_Task goal_:
Identify every line containing the word "with" and reproduce each one.

_Dataset section_:
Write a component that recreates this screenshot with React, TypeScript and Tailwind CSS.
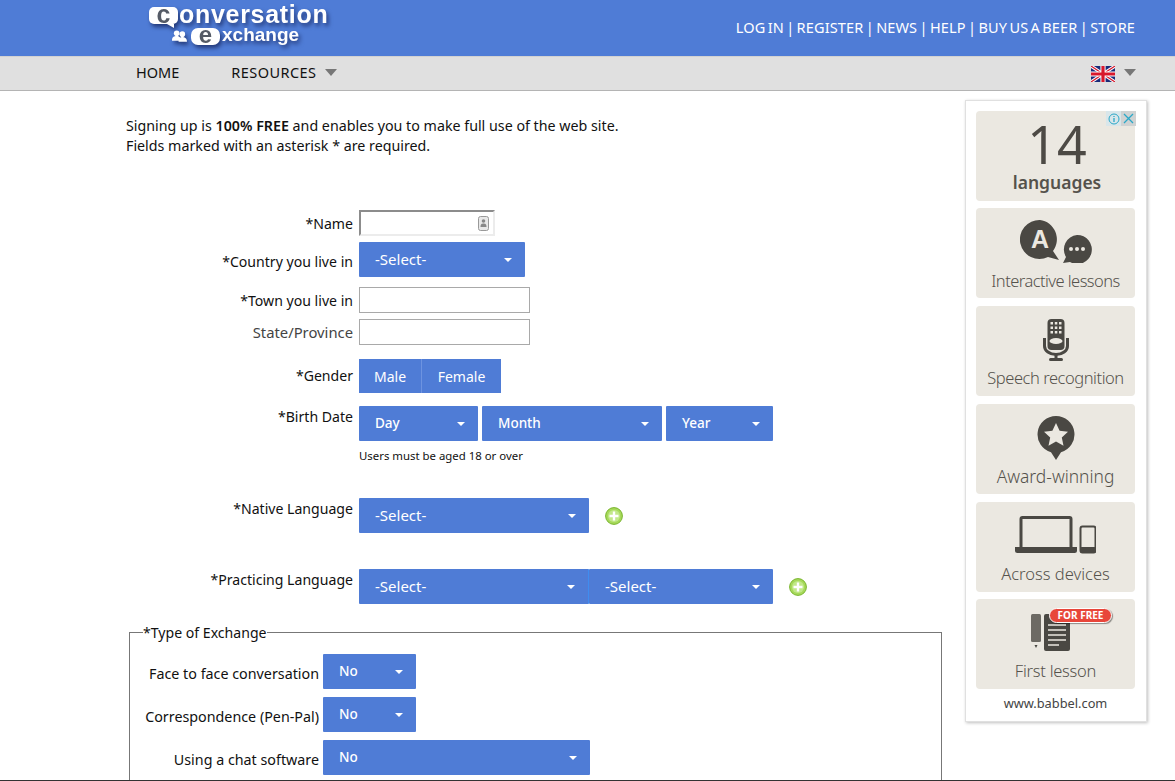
import type { ReactNode } from 'react';

const font = { fontFamily: '"Noto Sans", "Open Sans", sans-serif' };

function Caret({ className = 'border-t-white' }: { className?: string }) {
  return <span className={`block w-0 h-0 border-x-4 border-x-transparent border-t-[4px] ${className}`} />;
}

function Select({ label, className = '', bold = false }: { label: string; className?: string; bold?: boolean }) {
  return (
    <div className={`h-[35px] bg-[#4f7cd6] text-white flex items-center justify-between pl-4 pr-[13px] rounded-[1px] ${bold ? 'text-[13.5px]' : 'text-[15px]'} ${className}`}>
      <span className={bold ? 'font-medium' : ''}>{label}</span>
      <Caret />
    </div>
  );
}

function Row({ label, className = '', labelClass = '', children }: { label: string; className?: string; labelClass?: string; children: ReactNode }) {
  return (
    <div className={`flex ${className}`}>
      <div className={`w-[227px] text-right text-[#111] text-[14.1px] leading-5 shrink-0 mr-[6px] ${labelClass}`}>{label}</div>
      {children}
    </div>
  );
}

function PlusIcon() {
  return (
    <svg width="18" height="18" viewBox="0 0 18 18" className="shrink-0">
      <circle cx="9" cy="9" r="8.4" fill="#a6d95a" stroke="#7ab52f" />
      <circle cx="9" cy="9" r="6" fill="#c2e88a" />
      <path d="M9 4.500v9M4.500 9h9" stroke="#fff" strokeWidth="2.400" />
    </svg>
  );
}

function AdCard({ label, children, labelClass = 'text-[16.5px]', className = '' }: { label: string; children: ReactNode; labelClass?: string; className?: string }) {
  return (
    <div className={`h-[90px] w-[159px] bg-[#ebe8e1] rounded-[4px] flex flex-col items-center justify-end pb-[6px] relative ${className}`}>
      <div className="flex-1 flex items-center justify-center pt-[5px]">{children}</div>
      <div className={`text-[#55524c] leading-6 font-light whitespace-nowrap ${labelClass}`}>{label}</div>
    </div>
  );
}

function FlagUk() {
  return (
    <svg width="24" height="16" viewBox="0 0 60 40">
      <rect width="60" height="40" fill="#1a2a78" />
      <path d="M0 0L60 40M60 0L0 40" stroke="#fff" strokeWidth="8" />
      <path d="M0 0L60 40M60 0L0 40" stroke="#d8182c" strokeWidth="3" />
      <path d="M30 0v40M0 20h60" stroke="#fff" strokeWidth="13" />
      <path d="M30 0v40M0 20h60" stroke="#d8182c" strokeWidth="8" />
    </svg>
  );
}

function Logo() {
  return (
    <div className="relative w-[190px] h-[56px] font-bold text-white [filter:drop-shadow(2px_3px_2px_rgba(20,35,90,0.75))]" style={{ fontFamily: '"Liberation Sans", Arial, sans-serif' }}>
      <div className="absolute left-[2px] top-[7px] w-[29px] h-[17px] bg-white rounded-[5px] text-[#555b66] text-[25px] leading-[14px] text-center">c</div>
      <svg className="absolute left-[20px] top-[24px]" width="8" height="4" viewBox="0 0 8 4"><path d="M0 0h7v4z" fill="#fff" /></svg>
      <div className="absolute left-[32px] top-[-1px] text-[25px] leading-[30px] tracking-[0.7px]">onversation</div>
      <svg className="absolute left-[25px] top-[29px]" width="15" height="14" viewBox="0 0 16 14" fill="#fff">
        <circle cx="5" cy="4" r="3" /><circle cx="11" cy="5" r="3" />
        <path d="M0 12c0-4 2-5 5-5s4 1 4 5zM7 13c0-4 2-5 4-5s5 1 5 5z" />
      </svg>
      <div className="absolute left-[44px] top-[28px] w-[29px] h-[17px] bg-white rounded-[7px] text-[#555b66] text-[24px] leading-[14px] text-center">e</div>
      <div className="absolute left-[75px] top-[24px] text-[19px] leading-[22px]">xchange</div>
    </div>
  );
}

export default function App() {
  return (
    <div className="h-[781px] overflow-hidden bg-white flex flex-col" style={font}>
      <header className="h-[56px] bg-[#4f7cd6] flex justify-between shrink-0">
        <div className="ml-[147px]"><Logo /></div>
        <nav className="mr-[40px] pt-[17px] text-white text-[14.5px] leading-5 [word-spacing:-1.6px] tracking-[0.14px]">
          LOG IN | REGISTER | NEWS | HELP | BUY US A BEER | STORE
        </nav>
      </header>
      <div className="h-[35px] bg-[#e0e0e0] border-t border-b border-t-[#d2d2d2] border-b-[#b4b4b4] flex items-center text-[14.5px] text-[#111] shrink-0">
        <span className="ml-[136px] -mt-[2px]">HOME</span>
        <span className="ml-[52px] -mt-[2px] tracking-[0.45px]">RESOURCES</span>
        <span className="ml-[8px] -mt-[2px]"><span className="block w-0 h-0 border-x-[6px] border-x-transparent border-t-[7px] border-t-[#777]" /></span>
        <span className="ml-auto"><FlagUk /></span>
        <span className="ml-[9px] mr-[39px] -mt-[2px]"><span className="block w-0 h-0 border-x-[6px] border-x-transparent border-t-[7px] border-t-[#777]" /></span>
      </div>

      <main className="flex-1 min-h-0 flex overflow-hidden">
        <div className="w-[965px] shrink-0 pl-[126px]">
          <p className="mt-[25px] text-[14.25px] leading-5 text-[#111]">
            Signing up is <b className="font-semibold">100% FREE</b> and enables you to make full use of the web site.
            <br />
            Fields marked with an asterisk * are required.
          </p>

          <div className="mt-[54px]">
            <Row label="*Name" labelClass="pt-[4px]">
              <div className="w-[136px] h-[26px] border-2 border-[#ececec] border-t-[#8c8c8c] border-l-[#8c8c8c] flex items-center justify-end pr-[4px]">
                <svg width="11" height="15" viewBox="0 0 11 15">
                  <rect x="0.5" y="0.5" width="10" height="14" rx="2" fill="#e8e8e8" stroke="#999" />
                  <circle cx="5.500" cy="5" r="1.800" fill="#888" />
                  <path d="M2.500 11c0-3 1.200-3.500 3-3.500s3 .5 3 3.500z" fill="#888" />
                </svg>
              </div>
            </Row>
            <Row label="*Country you live in" className="mt-[6px]" labelClass="pt-[10px]">
              <Select label="-Select-" className="w-[166px]" />
            </Row>
            <Row label="*Town you live in" className="mt-[10px]" labelClass="pt-[4px]">
              <div className="w-[171px] h-[26px] border border-[#a9a9a9]" />
            </Row>
            <Row label="State/Province" className="mt-[6px]" labelClass="pt-[3px] text-[#444] text-[14.8px]">
              <div className="w-[171px] h-[26px] border border-[#a9a9a9]" />
            </Row>
            <Row label="*Gender" className="mt-[14px]" labelClass="pt-[7px]">
              <div className="h-[34px] flex bg-[#4f7cd6] text-white text-[14px] leading-[35px]">
                <span className="w-[63px] text-center border-r border-r-[#6d93e0]">Male</span>
                <span className="w-[79px] text-center">Female</span>
              </div>
            </Row>
            <Row label="*Birth Date" className="mt-[13px]" labelClass="pt-[1px]">
              <div>
                <div className="flex gap-[4px]">
                  <Select label="Day" className="w-[119px]" bold />
                  <Select label="Month" className="w-[180px]" bold />
                  <Select label="Year" className="w-[107px]" bold />
                </div>
                <p className="mt-[7px] text-[11.4px] leading-4 text-[#111]">Users must be aged 18 or over</p>
              </div>
            </Row>
            <Row label="*Native Language" className="mt-[34px]" labelClass="pt-[1px]">
              <Select label="-Select-" className="w-[230px]" />
              <div className="ml-[16px] flex items-center"><PlusIcon /></div>
            </Row>
            <Row label="*Practicing Language" className="mt-[36px]" labelClass="pt-[1px]">
              <Select label="-Select-" className="w-[230px] border-r border-r-[#3f8cf0]" />
              <Select label="-Select-" className="w-[184px]" />
              <div className="ml-[16px] flex items-center"><PlusIcon /></div>
            </Row>
          </div>

          <fieldset className="mt-[17px] ml-[3px] w-[813px] border border-[#777] pl-[13px] h-[171px]">
            <legend className="text-[14.1px] leading-5 pt-[2px] text-[#111]">*Type of Exchange</legend>
            <div className="flex flex-col gap-2 -ml-[13px] mt-[11px]">
              <div className="flex">
                <div className="w-[189px] text-right text-[14.3px] text-[#111] pt-[10px] leading-5 mr-[4px]">Face to face conversation</div>
                <Select label="No" className="w-[93px]" bold />
              </div>
              <div className="flex">
                <div className="w-[189px] text-right text-[14.3px] text-[#111] pt-[10px] leading-5 mr-[4px]">Correspondence (Pen-Pal)</div>
                <Select label="No" className="w-[93px]" bold />
              </div>
              <div className="flex">
                <div className="w-[189px] text-right text-[14.3px] text-[#111] pt-[10px] leading-5 mr-[4px]">Using a chat software</div>
                <Select label="No" className="w-[267px]" bold />
              </div>
            </div>
          </fieldset>
        </div>

        <aside className="mt-[9px] w-[182px] h-[622px] bg-white border border-[#e0e0e0] shadow-[1px_1px_3px_rgba(0,0,0,0.25)] pl-[10px] pt-[10px] flex flex-col gap-[8px] relative">
          <div className="absolute right-[10px] top-[10px] flex text-[#2aa8c8]">
            <span className="w-[15px] h-[15px] bg-[#d9e6ea] flex items-center justify-center">
              <svg width="12" height="12" viewBox="0 0 12 12" fill="none" stroke="#2aa8c8"><circle cx="6" cy="6" r="5" /><path d="M6 5v4M6 3v1" strokeWidth="1.300" /></svg>
            </span>
            <span className="w-[15px] h-[15px] bg-[#cfd2d2] flex items-center justify-center">
              <svg width="11" height="11" viewBox="0 0 11 11" stroke="#2aa8c8" strokeWidth="1.300"><path d="M1 1l9 9M10 1l-9 9" /></svg>
            </span>
          </div>
          <div className="h-[90px] w-[159px] bg-[#ebe8e1] rounded-[4px] flex flex-col items-center text-[#4d4a45]">
            <div className="text-[52px] leading-[54px] mt-[6px] ml-[3px]">14</div>
            <div className="text-[17.5px] leading-6 font-semibold -mt-[1px] text-[#55524c] ml-[3px]">languages</div>
          </div>
          <AdCard label="Interactive lessons" labelClass="text-[16.5px] tracking-[-0.55px] translate-y-px" className="-mt-[1px]">
            <svg width="72" height="44" viewBox="0 0 72 44">
              <path d="M20 1a19.500 19.500 0 1 0 8 37l11 3-6-9A19.500 19.500 0 0 0 20 1z" fill="#4a4843" />
              <text x="20" y="29" textAnchor="middle" fontSize="25" fontWeight="700" fill="#ebe8e1" fontFamily="Liberation Sans, sans-serif">A</text>
              <path d="M57 16a14.500 14.500 0 1 1-7 27l-7 1 3-6a14.500 14.500 0 0 1 11-22z" fill="#4a4843" />
              <circle cx="51" cy="30" r="2" fill="#ebe8e1" /><circle cx="57" cy="30" r="2" fill="#ebe8e1" /><circle cx="63" cy="30" r="2" fill="#ebe8e1" />
            </svg>
          </AdCard>
          <AdCard label="Speech recognition" labelClass="text-[16.5px] tracking-[-0.45px]">
            <svg width="26" height="42" viewBox="0 0 26 42" className="mt-[3px]">
              <rect x="4.500" y="0" width="17" height="31" rx="4" fill="#4a4843" />
              <g fill="#ebe8e1">
                <rect x="7.500" y="3" width="2.500" height="2.500" /><rect x="11.800" y="3" width="2.500" height="2.500" /><rect x="16" y="3" width="2.500" height="2.500" />
                <rect x="7.500" y="7.500" width="2.500" height="2.500" /><rect x="11.800" y="7.500" width="2.500" height="2.500" /><rect x="16" y="7.500" width="2.500" height="2.500" />
                <rect x="7.500" y="12" width="2.500" height="2.500" /><rect x="11.800" y="12" width="2.500" height="2.500" /><rect x="16" y="12" width="2.500" height="2.500" />
                <ellipse cx="13" cy="22" rx="6.500" ry="3" />
              </g>
              <path d="M1.500 19v8a11.500 8.500 0 0 0 23 0v-8" fill="none" stroke="#4a4843" strokeWidth="3" />
              <rect x="11.500" y="34" width="3" height="6" fill="#4a4843" />
              <rect x="6" y="39" width="14" height="3" rx="1.500" fill="#4a4843" />
            </svg>
          </AdCard>
          <AdCard label="Award-winning" labelClass="text-[17.4px]">
            <svg width="38" height="44" viewBox="0 0 38 44" className="mt-[3px]">
              <path d="M19 0a18.500 18.500 0 0 0-5 36.300L19 44l5-7.700A18.500 18.500 0 0 0 19 0z" fill="#4a4843" />
              <path d="M19 7l3.600 7.800 8.400 1-6.200 5.700 1.700 8.300-7.500-4.200-7.500 4.200 1.700-8.300L7 15.800l8.400-1z" fill="#ebe8e1" />
            </svg>
          </AdCard>
          <AdCard label="Across devices">
            <svg width="82" height="38" viewBox="0 0 82 38" className="-ml-[2px]">
              <rect x="7" y="1.500" width="50" height="31" rx="1.500" fill="none" stroke="#4a4843" strokeWidth="3" />
              <path d="M1 31h62v3.500a2.500 2.500 0 0 1-2.500 2.500h-57A2.500 2.500 0 0 1 1 34.500z" fill="#4a4843" />
              <rect x="66.500" y="10.500" width="15" height="26" rx="2" fill="none" stroke="#4a4843" strokeWidth="2" />
              <rect x="66.500" y="31" width="15" height="6" rx="1" fill="#4a4843" />
            </svg>
          </AdCard>
          <AdCard label="First lesson" labelClass="text-[16.5px] tracking-[-0.25px]" className="-mt-[1px]">
            <svg width="40" height="38" viewBox="0 0 40 38" className="-ml-[10px]">
              <rect x="0" y="1" width="10" height="28" rx="1.500" fill="#6d6a64" />
              <path d="M3.500 32h3l-1.500 3z" fill="#4a4843" />
              <rect x="13" y="1" width="26" height="37" rx="2" fill="#4a4843" />
              <path d="M17 12h18M17 17h18M17 22h18M17 27h18M17 32h11" stroke="#ebe8e1" strokeWidth="1.500" />
            </svg>
            <span className="absolute left-[73px] top-[9px] h-[15px] w-[63px] rounded-full bg-[#e8463a] border border-white text-white text-[10px] font-bold leading-[13px] text-center shadow-[1px_1px_1px_rgba(0,0,0,0.4)]">FOR FREE</span>
          </AdCard>
          <div className="w-[159px] text-center text-[12.8px] leading-4 text-[#444] -mt-[2px]">www.babbel.com</div>
        </aside>
      </main>
      <div className="h-px bg-[#333] shrink-0" />
    </div>
  );
}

_Answer for the task_:
Write a component that recreates this screenshot with React, TypeScript and Tailwind CSS.
            Fields marked with an asterisk * are required.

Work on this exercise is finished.